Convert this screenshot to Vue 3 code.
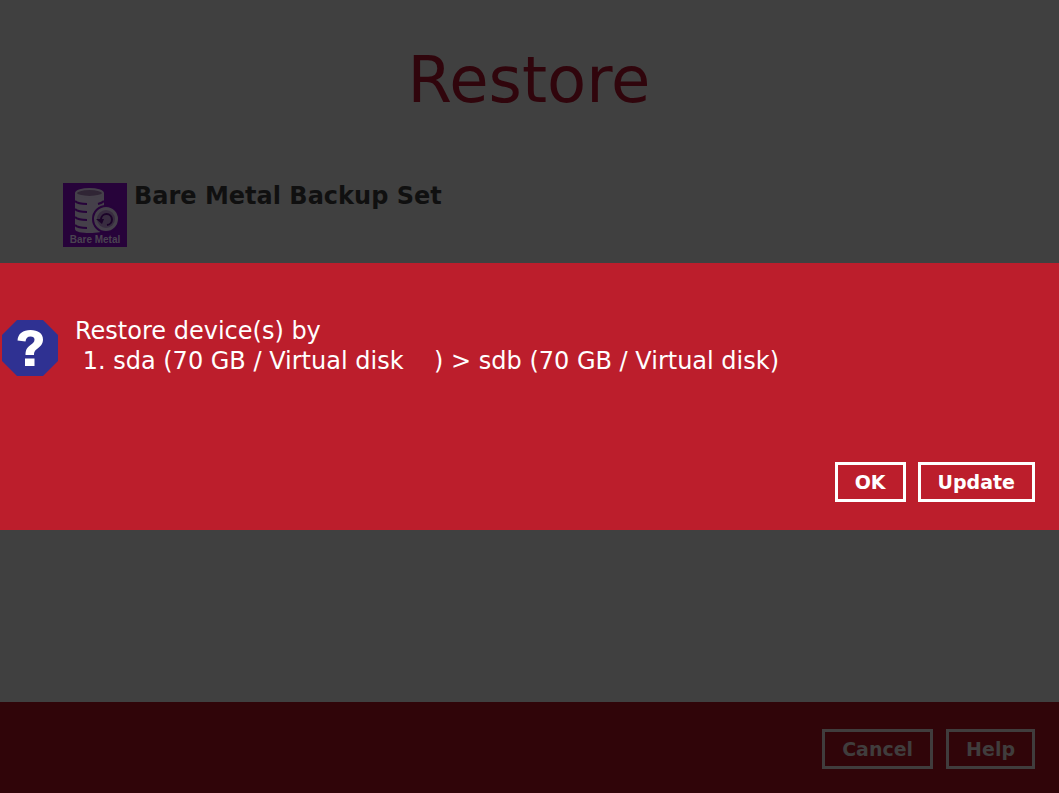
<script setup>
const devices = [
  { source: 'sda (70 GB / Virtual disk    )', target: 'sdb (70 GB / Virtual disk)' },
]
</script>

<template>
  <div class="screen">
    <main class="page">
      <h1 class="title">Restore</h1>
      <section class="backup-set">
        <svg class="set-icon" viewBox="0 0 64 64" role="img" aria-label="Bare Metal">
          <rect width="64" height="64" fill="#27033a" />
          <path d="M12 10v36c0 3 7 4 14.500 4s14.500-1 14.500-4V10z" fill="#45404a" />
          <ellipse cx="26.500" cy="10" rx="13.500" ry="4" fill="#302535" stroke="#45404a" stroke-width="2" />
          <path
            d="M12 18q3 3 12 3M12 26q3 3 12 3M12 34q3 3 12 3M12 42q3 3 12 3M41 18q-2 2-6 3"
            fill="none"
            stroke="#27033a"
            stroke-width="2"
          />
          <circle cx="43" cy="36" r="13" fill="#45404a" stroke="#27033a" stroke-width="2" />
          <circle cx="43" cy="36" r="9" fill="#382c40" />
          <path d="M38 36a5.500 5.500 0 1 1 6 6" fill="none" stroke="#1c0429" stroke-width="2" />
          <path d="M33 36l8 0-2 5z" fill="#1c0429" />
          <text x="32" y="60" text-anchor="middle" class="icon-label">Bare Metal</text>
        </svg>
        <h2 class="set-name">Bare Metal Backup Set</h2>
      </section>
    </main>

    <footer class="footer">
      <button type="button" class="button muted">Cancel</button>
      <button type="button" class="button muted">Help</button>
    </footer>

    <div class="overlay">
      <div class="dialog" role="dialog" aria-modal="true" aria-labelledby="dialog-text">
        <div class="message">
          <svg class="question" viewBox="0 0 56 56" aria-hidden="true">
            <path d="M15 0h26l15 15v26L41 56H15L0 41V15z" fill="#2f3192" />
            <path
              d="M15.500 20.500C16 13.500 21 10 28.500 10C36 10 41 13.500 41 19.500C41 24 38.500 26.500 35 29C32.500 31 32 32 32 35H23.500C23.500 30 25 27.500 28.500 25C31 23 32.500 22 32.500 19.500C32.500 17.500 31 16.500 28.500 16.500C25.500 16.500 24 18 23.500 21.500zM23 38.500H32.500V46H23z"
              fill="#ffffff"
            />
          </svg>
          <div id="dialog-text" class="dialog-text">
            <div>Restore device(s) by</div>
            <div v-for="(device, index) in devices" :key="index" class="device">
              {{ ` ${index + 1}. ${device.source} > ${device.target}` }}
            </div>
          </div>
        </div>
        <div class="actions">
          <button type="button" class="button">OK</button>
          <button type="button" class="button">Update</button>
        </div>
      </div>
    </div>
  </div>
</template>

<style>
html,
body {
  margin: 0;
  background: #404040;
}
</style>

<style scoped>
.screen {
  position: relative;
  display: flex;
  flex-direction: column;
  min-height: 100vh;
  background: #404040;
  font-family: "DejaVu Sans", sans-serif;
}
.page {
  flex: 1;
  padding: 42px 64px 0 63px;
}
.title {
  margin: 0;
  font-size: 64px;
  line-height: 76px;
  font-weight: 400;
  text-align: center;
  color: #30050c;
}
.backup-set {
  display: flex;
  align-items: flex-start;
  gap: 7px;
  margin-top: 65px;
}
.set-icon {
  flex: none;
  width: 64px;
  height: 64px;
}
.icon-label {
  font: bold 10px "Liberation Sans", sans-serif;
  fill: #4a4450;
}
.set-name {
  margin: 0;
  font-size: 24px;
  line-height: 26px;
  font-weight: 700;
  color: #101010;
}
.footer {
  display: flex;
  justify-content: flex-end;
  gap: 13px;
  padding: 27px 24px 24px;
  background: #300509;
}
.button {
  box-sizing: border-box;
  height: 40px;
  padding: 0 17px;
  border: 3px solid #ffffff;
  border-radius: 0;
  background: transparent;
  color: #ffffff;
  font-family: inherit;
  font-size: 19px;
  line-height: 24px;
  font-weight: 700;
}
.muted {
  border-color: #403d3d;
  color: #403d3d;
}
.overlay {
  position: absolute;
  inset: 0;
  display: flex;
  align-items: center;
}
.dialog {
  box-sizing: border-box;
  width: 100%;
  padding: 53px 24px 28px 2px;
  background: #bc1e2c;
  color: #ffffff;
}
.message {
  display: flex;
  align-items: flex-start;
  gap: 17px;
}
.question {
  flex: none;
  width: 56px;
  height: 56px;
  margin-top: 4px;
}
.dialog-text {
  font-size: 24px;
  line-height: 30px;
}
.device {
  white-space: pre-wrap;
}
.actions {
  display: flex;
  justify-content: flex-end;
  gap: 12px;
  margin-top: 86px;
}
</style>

[Directive]: Give every line above again exactly, with no pictures.

[Written reply]:
Convert this screenshot to Vue 3 code.
<script setup>
const devices = [
  { source: 'sda (70 GB / Virtual disk    )', target: 'sdb (70 GB / Virtual disk)' },
]
</script>

<template>
  <div class="screen">
    <main class="page">
      <h1 class="title">Restore</h1>
      <section class="backup-set">
        <svg class="set-icon" viewBox="0 0 64 64" role="img" aria-label="Bare Metal">
          <rect width="64" height="64" fill="#27033a" />
          <path d="M12 10v36c0 3 7 4 14.500 4s14.500-1 14.500-4V10z" fill="#45404a" />
          <ellipse cx="26.500" cy="10" rx="13.500" ry="4" fill="#302535" stroke="#45404a" stroke-width="2" />
          <path
            d="M12 18q3 3 12 3M12 26q3 3 12 3M12 34q3 3 12 3M12 42q3 3 12 3M41 18q-2 2-6 3"
            fill="none"
            stroke="#27033a"
            stroke-width="2"
          />
          <circle cx="43" cy="36" r="13" fill="#45404a" stroke="#27033a" stroke-width="2" />
          <circle cx="43" cy="36" r="9" fill="#382c40" />
          <path d="M38 36a5.500 5.500 0 1 1 6 6" fill="none" stroke="#1c0429" stroke-width="2" />
          <path d="M33 36l8 0-2 5z" fill="#1c0429" />
          <text x="32" y="60" text-anchor="middle" class="icon-label">Bare Metal</text>
        </svg>
        <h2 class="set-name">Bare Metal Backup Set</h2>
      </section>
    </main>

    <footer class="footer">
      <button type="button" class="button muted">Cancel</button>
      <button type="button" class="button muted">Help</button>
    </footer>

    <div class="overlay">
      <div class="dialog" role="dialog" aria-modal="true" aria-labelledby="dialog-text">
        <div class="message">
          <svg class="question" viewBox="0 0 56 56" aria-hidden="true">
            <path d="M15 0h26l15 15v26L41 56H15L0 41V15z" fill="#2f3192" />
            <path
              d="M15.500 20.500C16 13.500 21 10 28.500 10C36 10 41 13.500 41 19.500C41 24 38.500 26.500 35 29C32.500 31 32 32 32 35H23.500C23.500 30 25 27.500 28.500 25C31 23 32.500 22 32.500 19.500C32.500 17.500 31 16.500 28.500 16.500C25.500 16.500 24 18 23.500 21.500zM23 38.500H32.500V46H23z"
              fill="#ffffff"
            />
          </svg>
          <div id="dialog-text" class="dialog-text">
            <div>Restore device(s) by</div>
            <div v-for="(device, index) in devices" :key="index" class="device">
              {{ ` ${index + 1}. ${device.source} > ${device.target}` }}
            </div>
          </div>
        </div>
        <div class="actions">
          <button type="button" class="button">OK</button>
          <button type="button" class="button">Update</button>
        </div>
      </div>
    </div>
  </div>
</template>

<style>
html,
body {
  margin: 0;
  background: #404040;
}
</style>

<style scoped>
.screen {
  position: relative;
  display: flex;
  flex-direction: column;
  min-height: 100vh;
  background: #404040;
  font-family: "DejaVu Sans", sans-serif;
}
.page {
  flex: 1;
  padding: 42px 64px 0 63px;
}
.title {
  margin: 0;
  font-size: 64px;
  line-height: 76px;
  font-weight: 400;
  text-align: center;
  color: #30050c;
}
.backup-set {
  display: flex;
  align-items: flex-start;
  gap: 7px;
  margin-top: 65px;
}
.set-icon {
  flex: none;
  width: 64px;
  height: 64px;
}
.icon-label {
  font: bold 10px "Liberation Sans", sans-serif;
  fill: #4a4450;
}
.set-name {
  margin: 0;
  font-size: 24px;
  line-height: 26px;
  font-weight: 700;
  color: #101010;
}
.footer {
  display: flex;
  justify-content: flex-end;
  gap: 13px;
  padding: 27px 24px 24px;
  background: #300509;
}
.button {
  box-sizing: border-box;
  height: 40px;
  padding: 0 17px;
  border: 3px solid #ffffff;
  border-radius: 0;
  background: transparent;
  color: #ffffff;
  font-family: inherit;
  font-size: 19px;
  line-height: 24px;
  font-weight: 700;
}
.muted {
  border-color: #403d3d;
  color: #403d3d;
}
.overlay {
  position: absolute;
  inset: 0;
  display: flex;
  align-items: center;
}
.dialog {
  box-sizing: border-box;
  width: 100%;
  padding: 53px 24px 28px 2px;
  background: #bc1e2c;
  color: #ffffff;
}
.message {
  display: flex;
  align-items: flex-start;
  gap: 17px;
}
.question {
  flex: none;
  width: 56px;
  height: 56px;
  margin-top: 4px;
}
.dialog-text {
  font-size: 24px;
  line-height: 30px;
}
.device {
  white-space: pre-wrap;
}
.actions {
  display: flex;
  justify-content: flex-end;
  gap: 12px;
  margin-top: 86px;
}
</style>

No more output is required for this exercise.